Entries from a dataset
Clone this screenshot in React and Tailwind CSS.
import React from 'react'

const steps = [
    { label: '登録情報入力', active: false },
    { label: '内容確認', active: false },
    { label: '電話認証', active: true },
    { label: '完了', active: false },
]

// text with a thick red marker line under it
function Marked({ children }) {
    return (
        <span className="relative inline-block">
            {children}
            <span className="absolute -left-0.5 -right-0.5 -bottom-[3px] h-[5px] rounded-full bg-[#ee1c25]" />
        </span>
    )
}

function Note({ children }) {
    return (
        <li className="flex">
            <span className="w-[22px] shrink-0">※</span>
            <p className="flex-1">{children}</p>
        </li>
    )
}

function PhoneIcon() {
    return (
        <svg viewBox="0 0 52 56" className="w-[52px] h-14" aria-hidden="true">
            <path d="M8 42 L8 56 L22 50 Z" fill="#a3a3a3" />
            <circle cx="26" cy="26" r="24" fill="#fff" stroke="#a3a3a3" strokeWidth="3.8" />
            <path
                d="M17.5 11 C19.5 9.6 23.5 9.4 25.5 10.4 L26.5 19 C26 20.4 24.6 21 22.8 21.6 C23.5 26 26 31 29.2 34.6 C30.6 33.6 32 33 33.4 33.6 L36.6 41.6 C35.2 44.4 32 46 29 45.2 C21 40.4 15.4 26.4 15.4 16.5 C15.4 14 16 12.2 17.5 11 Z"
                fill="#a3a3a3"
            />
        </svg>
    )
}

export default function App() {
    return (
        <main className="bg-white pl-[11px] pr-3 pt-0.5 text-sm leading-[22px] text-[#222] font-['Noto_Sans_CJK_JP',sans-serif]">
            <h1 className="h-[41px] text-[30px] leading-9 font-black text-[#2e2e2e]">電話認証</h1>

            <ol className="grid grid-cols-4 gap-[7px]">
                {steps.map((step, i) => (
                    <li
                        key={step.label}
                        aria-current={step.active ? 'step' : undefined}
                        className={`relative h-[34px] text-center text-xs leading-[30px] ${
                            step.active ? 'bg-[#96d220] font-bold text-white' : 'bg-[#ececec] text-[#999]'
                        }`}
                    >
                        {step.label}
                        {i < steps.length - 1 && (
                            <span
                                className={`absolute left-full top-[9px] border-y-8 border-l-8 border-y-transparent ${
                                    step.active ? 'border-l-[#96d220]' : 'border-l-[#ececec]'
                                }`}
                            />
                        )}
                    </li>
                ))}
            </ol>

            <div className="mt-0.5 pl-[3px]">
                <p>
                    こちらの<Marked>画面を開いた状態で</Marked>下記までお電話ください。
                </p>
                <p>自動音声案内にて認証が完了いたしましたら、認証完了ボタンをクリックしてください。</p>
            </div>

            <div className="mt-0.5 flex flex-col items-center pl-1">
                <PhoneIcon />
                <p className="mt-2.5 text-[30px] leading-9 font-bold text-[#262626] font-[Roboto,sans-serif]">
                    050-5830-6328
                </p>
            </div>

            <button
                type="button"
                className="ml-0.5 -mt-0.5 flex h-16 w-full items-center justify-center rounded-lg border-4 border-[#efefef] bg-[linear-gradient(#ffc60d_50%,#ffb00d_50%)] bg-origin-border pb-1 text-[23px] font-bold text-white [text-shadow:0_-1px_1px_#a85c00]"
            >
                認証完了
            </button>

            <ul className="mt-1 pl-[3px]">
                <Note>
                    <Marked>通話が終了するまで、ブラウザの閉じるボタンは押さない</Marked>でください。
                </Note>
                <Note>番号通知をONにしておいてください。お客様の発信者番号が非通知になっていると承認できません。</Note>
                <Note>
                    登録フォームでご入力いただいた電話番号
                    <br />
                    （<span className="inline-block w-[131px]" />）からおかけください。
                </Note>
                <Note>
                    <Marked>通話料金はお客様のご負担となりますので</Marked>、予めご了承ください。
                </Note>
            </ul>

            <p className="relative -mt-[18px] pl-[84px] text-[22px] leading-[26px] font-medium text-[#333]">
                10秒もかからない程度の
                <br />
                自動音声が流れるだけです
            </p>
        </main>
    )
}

--

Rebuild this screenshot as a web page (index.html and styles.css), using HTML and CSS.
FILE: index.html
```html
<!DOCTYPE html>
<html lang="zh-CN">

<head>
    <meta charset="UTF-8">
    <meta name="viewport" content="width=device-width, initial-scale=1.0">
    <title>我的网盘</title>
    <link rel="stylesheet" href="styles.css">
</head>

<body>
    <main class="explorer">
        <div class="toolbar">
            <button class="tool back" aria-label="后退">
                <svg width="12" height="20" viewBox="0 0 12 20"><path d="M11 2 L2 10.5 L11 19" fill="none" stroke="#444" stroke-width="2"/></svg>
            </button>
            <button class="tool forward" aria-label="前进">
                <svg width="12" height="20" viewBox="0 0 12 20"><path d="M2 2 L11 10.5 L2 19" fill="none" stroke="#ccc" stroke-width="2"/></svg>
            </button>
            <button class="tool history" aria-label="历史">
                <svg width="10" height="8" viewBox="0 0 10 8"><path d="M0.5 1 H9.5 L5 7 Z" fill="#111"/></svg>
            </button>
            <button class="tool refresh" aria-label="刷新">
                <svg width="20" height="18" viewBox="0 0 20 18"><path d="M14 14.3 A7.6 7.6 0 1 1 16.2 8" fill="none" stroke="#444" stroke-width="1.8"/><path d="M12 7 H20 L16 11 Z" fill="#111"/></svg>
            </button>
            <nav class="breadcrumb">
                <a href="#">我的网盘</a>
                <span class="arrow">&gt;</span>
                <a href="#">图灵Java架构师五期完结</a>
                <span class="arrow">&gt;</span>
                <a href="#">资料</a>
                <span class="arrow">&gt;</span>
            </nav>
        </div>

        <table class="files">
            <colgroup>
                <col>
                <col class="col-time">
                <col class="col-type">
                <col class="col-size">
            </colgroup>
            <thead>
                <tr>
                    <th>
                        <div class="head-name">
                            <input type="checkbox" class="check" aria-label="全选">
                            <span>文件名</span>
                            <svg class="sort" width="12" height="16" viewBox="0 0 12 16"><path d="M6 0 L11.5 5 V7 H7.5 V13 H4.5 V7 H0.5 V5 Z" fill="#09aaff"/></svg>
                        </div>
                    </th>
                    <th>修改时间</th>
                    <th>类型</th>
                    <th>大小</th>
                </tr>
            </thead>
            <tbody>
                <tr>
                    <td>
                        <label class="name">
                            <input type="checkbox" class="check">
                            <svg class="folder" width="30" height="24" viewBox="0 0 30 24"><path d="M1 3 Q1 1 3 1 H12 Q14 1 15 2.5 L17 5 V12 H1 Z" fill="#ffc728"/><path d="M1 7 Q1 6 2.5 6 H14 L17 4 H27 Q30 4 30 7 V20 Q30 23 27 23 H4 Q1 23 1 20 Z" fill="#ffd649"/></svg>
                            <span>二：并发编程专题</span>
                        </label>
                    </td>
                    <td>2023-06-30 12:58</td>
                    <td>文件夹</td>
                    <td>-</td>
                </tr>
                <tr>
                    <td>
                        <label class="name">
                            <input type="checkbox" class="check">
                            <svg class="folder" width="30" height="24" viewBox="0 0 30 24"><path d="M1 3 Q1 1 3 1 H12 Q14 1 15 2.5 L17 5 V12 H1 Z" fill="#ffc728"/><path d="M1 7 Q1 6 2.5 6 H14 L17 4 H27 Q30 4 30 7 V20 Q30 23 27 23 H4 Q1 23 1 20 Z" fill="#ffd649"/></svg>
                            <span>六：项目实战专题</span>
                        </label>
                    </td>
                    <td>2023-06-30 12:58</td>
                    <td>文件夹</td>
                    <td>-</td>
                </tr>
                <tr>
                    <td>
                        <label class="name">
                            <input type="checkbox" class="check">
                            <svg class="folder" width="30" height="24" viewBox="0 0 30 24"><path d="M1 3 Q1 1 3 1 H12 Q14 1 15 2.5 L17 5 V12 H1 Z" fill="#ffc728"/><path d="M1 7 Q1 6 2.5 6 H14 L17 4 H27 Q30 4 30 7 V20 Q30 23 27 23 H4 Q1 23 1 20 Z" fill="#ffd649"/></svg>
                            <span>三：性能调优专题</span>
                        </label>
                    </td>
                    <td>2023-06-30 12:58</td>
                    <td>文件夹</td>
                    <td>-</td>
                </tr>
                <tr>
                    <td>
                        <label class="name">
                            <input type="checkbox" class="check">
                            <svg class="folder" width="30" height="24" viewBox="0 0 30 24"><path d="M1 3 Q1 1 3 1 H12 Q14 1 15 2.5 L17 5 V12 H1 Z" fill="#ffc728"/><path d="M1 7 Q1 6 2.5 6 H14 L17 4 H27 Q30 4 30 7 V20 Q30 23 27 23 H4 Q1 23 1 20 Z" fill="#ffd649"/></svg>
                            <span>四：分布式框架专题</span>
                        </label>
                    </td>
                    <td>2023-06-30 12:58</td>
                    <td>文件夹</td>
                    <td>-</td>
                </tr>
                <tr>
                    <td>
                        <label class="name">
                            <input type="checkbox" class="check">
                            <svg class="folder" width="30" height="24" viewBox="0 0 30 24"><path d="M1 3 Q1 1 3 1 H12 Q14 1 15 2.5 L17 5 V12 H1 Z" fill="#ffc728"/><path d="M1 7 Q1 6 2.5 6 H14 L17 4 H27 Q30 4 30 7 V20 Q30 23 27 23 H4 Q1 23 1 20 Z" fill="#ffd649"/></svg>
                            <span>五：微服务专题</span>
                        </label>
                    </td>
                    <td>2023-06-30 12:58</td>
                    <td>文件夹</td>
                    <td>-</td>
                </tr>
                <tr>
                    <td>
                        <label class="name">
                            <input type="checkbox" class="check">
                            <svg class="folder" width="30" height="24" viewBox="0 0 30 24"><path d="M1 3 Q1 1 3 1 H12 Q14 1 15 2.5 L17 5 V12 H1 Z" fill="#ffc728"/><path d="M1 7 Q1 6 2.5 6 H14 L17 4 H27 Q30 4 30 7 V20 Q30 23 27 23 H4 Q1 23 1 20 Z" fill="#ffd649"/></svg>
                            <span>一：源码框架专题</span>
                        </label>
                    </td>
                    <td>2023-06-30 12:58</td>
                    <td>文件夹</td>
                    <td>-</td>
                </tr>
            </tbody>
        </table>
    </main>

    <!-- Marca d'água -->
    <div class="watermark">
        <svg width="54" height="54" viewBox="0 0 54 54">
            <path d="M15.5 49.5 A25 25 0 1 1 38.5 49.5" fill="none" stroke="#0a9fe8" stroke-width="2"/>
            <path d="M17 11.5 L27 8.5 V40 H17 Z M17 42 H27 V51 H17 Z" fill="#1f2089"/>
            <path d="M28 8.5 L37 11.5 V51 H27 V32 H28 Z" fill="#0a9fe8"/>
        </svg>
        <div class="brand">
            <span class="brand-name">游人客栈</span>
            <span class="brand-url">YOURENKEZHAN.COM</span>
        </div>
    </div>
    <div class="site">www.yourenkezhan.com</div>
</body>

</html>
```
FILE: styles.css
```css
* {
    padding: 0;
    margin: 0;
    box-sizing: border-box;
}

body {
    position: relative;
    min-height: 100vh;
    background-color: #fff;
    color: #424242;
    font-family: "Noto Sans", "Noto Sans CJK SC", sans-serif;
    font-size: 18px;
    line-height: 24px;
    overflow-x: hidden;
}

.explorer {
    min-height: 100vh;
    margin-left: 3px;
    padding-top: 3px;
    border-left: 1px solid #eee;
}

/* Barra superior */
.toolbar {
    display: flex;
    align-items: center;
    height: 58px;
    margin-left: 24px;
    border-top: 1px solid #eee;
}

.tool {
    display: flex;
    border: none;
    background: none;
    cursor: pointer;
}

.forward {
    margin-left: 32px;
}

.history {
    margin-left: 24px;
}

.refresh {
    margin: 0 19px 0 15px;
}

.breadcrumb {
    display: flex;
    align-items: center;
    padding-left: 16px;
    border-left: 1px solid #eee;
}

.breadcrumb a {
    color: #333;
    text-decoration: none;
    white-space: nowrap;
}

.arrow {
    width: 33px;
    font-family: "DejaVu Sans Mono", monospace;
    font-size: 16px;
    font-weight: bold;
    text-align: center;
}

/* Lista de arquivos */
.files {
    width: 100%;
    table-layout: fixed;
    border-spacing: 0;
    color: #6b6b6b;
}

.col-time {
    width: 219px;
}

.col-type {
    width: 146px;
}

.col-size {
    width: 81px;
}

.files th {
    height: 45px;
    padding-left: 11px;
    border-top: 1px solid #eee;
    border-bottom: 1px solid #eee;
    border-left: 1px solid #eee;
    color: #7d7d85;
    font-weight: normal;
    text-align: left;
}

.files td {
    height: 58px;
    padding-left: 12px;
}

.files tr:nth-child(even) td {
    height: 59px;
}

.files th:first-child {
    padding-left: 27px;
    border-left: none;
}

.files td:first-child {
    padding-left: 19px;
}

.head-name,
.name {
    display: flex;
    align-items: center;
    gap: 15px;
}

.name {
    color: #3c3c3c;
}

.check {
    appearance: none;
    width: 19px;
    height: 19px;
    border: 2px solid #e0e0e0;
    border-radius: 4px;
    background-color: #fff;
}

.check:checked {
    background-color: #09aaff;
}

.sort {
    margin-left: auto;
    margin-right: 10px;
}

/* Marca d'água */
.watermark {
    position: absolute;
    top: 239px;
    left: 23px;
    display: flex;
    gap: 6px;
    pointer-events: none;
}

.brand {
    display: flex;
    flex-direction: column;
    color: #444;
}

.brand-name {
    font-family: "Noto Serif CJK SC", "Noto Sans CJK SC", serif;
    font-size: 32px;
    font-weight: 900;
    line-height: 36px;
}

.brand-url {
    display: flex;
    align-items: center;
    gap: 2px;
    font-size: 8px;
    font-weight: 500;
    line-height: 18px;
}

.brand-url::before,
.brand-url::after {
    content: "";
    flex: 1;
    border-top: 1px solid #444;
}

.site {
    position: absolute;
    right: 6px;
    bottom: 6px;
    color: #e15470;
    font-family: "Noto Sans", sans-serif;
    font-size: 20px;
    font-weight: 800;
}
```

**STATED GOAL**
From the records above, repeat exactly the lines from the one with "Clone this screenshot" through the one with "text-[30px] leading-9 font-black", both included.

**SOLVED PROBLEM**
Clone this screenshot in React and Tailwind CSS.
import React from 'react'

const steps = [
    { label: '登録情報入力', active: false },
    { label: '内容確認', active: false },
    { label: '電話認証', active: true },
    { label: '完了', active: false },
]

// text with a thick red marker line under it
function Marked({ children }) {
    return (
        <span className="relative inline-block">
            {children}
            <span className="absolute -left-0.5 -right-0.5 -bottom-[3px] h-[5px] rounded-full bg-[#ee1c25]" />
        </span>
    )
}

function Note({ children }) {
    return (
        <li className="flex">
            <span className="w-[22px] shrink-0">※</span>
            <p className="flex-1">{children}</p>
        </li>
    )
}

function PhoneIcon() {
    return (
        <svg viewBox="0 0 52 56" className="w-[52px] h-14" aria-hidden="true">
            <path d="M8 42 L8 56 L22 50 Z" fill="#a3a3a3" />
            <circle cx="26" cy="26" r="24" fill="#fff" stroke="#a3a3a3" strokeWidth="3.8" />
            <path
                d="M17.5 11 C19.5 9.6 23.5 9.4 25.5 10.4 L26.5 19 C26 20.4 24.6 21 22.8 21.6 C23.5 26 26 31 29.2 34.6 C30.6 33.6 32 33 33.4 33.6 L36.6 41.6 C35.2 44.4 32 46 29 45.2 C21 40.4 15.4 26.4 15.4 16.5 C15.4 14 16 12.2 17.5 11 Z"
                fill="#a3a3a3"
            />
        </svg>
    )
}

export default function App() {
    return (
        <main className="bg-white pl-[11px] pr-3 pt-0.5 text-sm leading-[22px] text-[#222] font-['Noto_Sans_CJK_JP',sans-serif]">
            <h1 className="h-[41px] text-[30px] leading-9 font-black text-[#2e2e2e]">電話認証</h1>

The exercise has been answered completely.